His ill-advised decisions about Cuomo and Trump have only backfired.

Trump celebrated Wednesday in a predictably nasty statement: “Jeff Zucker, a world-class sleazebag … has been terminated for numerous reasons, but predominantly because CNN has lost its way with viewers and everybody else.”

Cuomo apparently has knives out, too, or at least is keeping all options open, after Zucker fired him for being too involved in trying to salvage his older brother’s career last year as the governor tried to fend off allegations of sexual misconduct. A lawyer for the former host has sent a “hold letter” to CNN, asking network executives to preserve any communications between CNN and the former governor or members of his staff. “Cuomo’s team is hoping to prove that CNN executives … knew about the extent of his involvement with his brother’s cleanup effort,” The Washington Post reported Wednesday.
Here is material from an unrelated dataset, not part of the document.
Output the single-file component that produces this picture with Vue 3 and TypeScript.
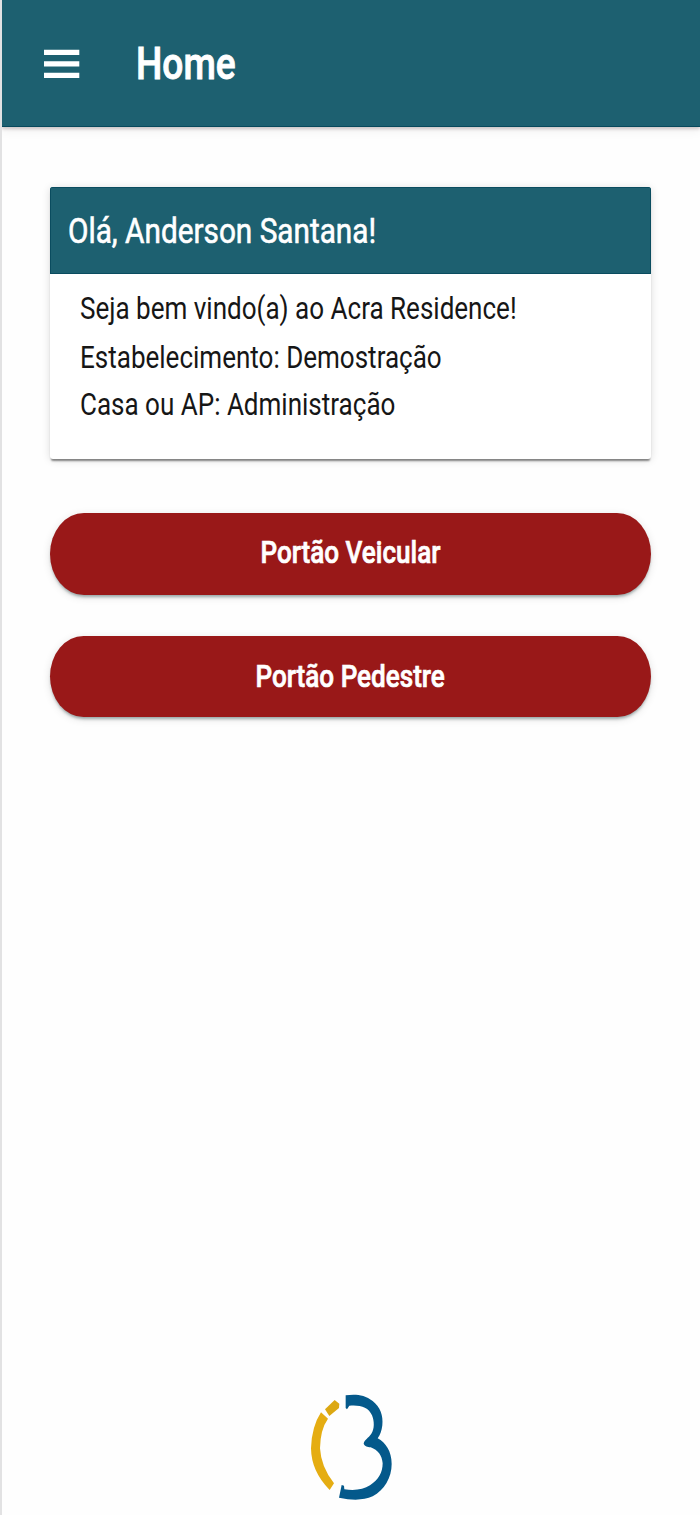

There are kinder ways of looking at Zucker and his legacy. One CNN host, Alisyn Camerota, speaking on air, called him a visionary leader with “this uncanny ability to make, I think, every one of us feel special and valuable in our own way, even though he is managing an international news organization of thousands of people.”

And I’ll note that CNN recently has done important work, including specials about the Jan. 6 insurrection and a new “Democracy in Peril” show in the 9 p.m. slot recently occupied by Chris Cuomo.

But why is American democracy in peril? Some portion of the blame — not a tiny portion — belongs to the network executive who couldn’t resist the “ratings machine.”